# Aim of the task
For the data below, report only the number of lines containing the string "this".

# Supplied data
###

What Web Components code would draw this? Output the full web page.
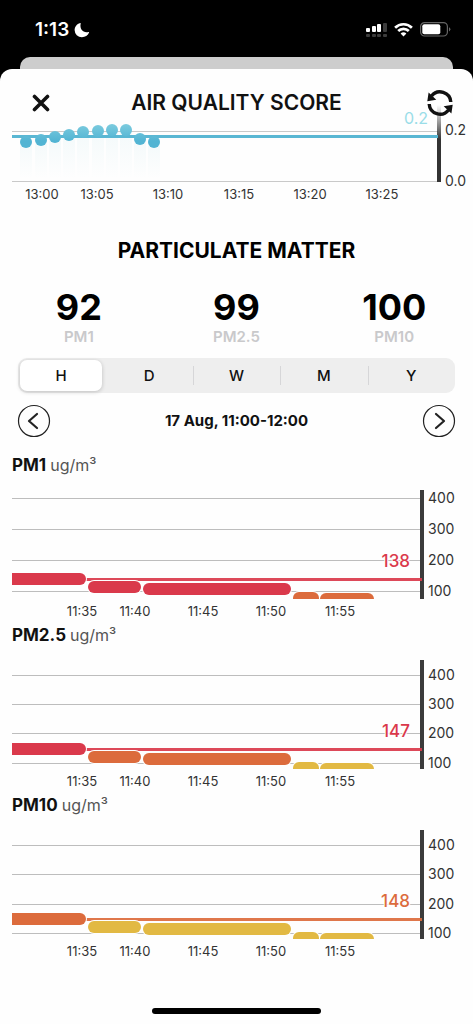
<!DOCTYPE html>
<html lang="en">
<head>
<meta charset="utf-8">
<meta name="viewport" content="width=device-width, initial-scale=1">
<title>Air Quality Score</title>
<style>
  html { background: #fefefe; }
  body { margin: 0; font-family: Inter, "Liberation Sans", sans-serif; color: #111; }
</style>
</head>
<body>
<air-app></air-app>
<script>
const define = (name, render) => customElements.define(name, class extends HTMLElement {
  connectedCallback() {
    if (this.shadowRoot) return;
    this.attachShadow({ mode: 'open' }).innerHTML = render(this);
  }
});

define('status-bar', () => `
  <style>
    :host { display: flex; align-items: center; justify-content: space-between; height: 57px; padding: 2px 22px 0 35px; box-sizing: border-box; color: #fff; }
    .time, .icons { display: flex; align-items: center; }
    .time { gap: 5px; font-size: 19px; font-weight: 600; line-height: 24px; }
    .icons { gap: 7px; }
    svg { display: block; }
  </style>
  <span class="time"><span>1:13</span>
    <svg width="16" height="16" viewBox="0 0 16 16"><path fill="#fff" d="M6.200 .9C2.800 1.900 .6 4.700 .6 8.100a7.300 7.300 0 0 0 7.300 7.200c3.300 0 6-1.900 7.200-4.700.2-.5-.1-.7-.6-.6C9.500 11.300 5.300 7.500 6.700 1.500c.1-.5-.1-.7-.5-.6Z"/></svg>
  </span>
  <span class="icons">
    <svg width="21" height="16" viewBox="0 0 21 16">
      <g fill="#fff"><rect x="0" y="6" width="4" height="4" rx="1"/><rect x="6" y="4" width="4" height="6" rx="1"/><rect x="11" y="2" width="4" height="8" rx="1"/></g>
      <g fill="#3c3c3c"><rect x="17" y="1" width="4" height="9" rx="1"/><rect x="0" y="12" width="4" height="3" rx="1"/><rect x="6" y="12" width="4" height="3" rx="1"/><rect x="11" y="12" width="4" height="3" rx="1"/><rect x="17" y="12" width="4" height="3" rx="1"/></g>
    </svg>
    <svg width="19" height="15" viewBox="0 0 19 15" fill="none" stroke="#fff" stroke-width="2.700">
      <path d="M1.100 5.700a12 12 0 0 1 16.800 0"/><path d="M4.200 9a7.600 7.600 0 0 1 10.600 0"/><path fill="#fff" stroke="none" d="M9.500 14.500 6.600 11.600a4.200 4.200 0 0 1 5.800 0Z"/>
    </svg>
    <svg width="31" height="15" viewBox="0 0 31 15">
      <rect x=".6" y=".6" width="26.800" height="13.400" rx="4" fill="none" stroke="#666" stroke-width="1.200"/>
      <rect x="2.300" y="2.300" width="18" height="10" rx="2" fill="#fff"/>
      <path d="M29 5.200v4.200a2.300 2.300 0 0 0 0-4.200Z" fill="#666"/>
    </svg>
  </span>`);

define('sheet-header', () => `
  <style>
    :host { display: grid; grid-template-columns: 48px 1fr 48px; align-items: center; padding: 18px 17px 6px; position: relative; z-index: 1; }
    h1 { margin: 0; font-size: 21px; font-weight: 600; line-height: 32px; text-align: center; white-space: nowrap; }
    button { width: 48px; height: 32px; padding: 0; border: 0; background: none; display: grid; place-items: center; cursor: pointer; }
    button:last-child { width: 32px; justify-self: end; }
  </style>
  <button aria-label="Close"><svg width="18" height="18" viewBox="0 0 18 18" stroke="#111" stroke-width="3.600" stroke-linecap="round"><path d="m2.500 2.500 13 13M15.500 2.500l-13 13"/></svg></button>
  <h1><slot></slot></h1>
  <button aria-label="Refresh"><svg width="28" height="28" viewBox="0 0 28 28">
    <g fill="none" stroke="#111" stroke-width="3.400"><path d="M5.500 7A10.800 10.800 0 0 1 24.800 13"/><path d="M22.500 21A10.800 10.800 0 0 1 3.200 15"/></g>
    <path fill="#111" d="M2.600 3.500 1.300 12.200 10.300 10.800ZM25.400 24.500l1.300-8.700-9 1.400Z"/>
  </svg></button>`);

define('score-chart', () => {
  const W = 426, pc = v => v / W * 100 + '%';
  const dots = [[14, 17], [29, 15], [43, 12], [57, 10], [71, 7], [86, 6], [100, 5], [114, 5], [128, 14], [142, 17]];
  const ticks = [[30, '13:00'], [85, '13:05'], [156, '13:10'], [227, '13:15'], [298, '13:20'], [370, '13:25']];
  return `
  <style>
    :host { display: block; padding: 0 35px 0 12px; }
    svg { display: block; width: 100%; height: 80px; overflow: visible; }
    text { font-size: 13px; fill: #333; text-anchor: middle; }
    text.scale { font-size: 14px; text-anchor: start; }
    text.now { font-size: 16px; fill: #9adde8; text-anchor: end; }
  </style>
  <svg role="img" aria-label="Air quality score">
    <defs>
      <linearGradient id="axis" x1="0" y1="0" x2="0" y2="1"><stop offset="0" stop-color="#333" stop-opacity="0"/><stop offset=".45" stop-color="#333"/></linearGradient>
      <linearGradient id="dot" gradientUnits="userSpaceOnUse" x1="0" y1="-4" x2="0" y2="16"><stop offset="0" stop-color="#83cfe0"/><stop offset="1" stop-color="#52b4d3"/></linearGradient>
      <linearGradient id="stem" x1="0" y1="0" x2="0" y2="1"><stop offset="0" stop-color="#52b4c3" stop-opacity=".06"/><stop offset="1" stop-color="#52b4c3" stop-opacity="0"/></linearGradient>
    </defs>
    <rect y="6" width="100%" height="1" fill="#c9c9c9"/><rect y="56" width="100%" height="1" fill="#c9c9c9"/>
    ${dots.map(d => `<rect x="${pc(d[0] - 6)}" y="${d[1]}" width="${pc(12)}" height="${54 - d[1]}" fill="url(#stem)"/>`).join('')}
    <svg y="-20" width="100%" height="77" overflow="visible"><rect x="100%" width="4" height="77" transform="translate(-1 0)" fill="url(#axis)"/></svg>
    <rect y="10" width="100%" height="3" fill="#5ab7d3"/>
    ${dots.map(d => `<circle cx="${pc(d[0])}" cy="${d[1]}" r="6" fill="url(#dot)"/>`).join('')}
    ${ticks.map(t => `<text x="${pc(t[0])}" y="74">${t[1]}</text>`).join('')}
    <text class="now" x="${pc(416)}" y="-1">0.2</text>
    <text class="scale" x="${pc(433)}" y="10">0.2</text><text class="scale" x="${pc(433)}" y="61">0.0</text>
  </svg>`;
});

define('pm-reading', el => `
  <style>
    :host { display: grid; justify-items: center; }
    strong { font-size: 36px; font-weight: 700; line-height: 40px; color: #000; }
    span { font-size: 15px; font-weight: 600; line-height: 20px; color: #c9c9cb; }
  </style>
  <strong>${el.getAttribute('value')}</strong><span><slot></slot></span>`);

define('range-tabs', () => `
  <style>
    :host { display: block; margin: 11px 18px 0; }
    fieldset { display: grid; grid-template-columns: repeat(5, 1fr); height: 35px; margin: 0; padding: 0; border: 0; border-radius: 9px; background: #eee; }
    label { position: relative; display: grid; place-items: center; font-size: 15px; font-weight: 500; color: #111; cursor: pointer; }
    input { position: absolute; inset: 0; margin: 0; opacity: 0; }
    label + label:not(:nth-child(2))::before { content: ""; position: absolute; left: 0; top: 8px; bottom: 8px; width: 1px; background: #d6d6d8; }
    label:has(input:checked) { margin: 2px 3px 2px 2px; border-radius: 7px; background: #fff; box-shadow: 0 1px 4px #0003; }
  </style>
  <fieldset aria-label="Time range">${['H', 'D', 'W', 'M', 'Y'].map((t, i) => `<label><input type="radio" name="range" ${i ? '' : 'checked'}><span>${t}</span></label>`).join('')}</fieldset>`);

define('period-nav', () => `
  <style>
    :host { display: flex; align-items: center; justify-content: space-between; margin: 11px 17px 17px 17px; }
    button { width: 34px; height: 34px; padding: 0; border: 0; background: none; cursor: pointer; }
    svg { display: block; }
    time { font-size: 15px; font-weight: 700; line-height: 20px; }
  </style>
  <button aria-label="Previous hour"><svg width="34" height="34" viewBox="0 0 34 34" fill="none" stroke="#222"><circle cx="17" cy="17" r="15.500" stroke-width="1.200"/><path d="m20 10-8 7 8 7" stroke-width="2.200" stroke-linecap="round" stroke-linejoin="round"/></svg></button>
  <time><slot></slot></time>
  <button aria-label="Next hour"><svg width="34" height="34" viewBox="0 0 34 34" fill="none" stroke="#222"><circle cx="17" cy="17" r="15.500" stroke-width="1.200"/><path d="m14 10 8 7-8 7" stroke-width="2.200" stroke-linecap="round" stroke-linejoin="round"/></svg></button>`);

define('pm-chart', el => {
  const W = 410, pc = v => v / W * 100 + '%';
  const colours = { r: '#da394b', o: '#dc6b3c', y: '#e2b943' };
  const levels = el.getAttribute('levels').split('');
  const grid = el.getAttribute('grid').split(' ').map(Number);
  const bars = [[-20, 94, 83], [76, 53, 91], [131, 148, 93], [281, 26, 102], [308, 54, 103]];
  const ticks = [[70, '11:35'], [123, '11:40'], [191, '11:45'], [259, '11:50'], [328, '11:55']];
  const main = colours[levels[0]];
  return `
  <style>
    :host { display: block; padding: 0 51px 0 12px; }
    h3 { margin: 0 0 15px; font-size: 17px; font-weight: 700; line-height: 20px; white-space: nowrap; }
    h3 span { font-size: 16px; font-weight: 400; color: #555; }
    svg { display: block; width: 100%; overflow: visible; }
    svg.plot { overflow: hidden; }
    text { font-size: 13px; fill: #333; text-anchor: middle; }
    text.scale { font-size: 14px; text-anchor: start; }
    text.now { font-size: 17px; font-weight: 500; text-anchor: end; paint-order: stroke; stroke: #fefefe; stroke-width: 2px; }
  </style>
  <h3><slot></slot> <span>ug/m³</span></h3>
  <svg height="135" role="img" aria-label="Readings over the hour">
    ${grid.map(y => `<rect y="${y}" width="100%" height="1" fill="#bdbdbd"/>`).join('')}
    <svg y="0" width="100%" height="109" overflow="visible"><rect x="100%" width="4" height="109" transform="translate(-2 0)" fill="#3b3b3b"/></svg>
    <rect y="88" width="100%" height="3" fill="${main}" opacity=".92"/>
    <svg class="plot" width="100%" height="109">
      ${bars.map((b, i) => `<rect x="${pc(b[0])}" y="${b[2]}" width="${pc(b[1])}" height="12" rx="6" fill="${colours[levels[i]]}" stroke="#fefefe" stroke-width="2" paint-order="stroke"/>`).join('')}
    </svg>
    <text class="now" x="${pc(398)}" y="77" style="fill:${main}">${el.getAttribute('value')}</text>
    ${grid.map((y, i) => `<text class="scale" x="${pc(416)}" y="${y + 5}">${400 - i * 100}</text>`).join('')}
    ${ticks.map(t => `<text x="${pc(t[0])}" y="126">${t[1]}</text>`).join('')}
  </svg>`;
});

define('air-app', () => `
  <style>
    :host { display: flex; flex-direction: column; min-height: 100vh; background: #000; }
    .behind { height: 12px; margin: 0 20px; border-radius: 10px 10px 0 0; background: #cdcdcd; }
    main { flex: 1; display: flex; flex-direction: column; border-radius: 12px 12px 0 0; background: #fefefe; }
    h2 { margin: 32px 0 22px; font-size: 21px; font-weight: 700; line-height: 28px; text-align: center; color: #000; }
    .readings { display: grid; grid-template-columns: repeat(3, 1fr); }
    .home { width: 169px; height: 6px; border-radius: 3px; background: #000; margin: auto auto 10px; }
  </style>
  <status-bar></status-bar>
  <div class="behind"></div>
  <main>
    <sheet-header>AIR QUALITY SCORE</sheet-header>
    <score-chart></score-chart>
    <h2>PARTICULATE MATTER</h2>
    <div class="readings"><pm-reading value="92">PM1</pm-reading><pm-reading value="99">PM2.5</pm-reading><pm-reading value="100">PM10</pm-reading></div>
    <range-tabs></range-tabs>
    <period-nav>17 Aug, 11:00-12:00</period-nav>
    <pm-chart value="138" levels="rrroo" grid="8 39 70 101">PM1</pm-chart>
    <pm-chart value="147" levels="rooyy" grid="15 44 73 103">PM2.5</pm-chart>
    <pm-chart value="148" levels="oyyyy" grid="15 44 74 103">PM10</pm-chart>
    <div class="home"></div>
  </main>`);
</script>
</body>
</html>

###

# Reply to the exercise
3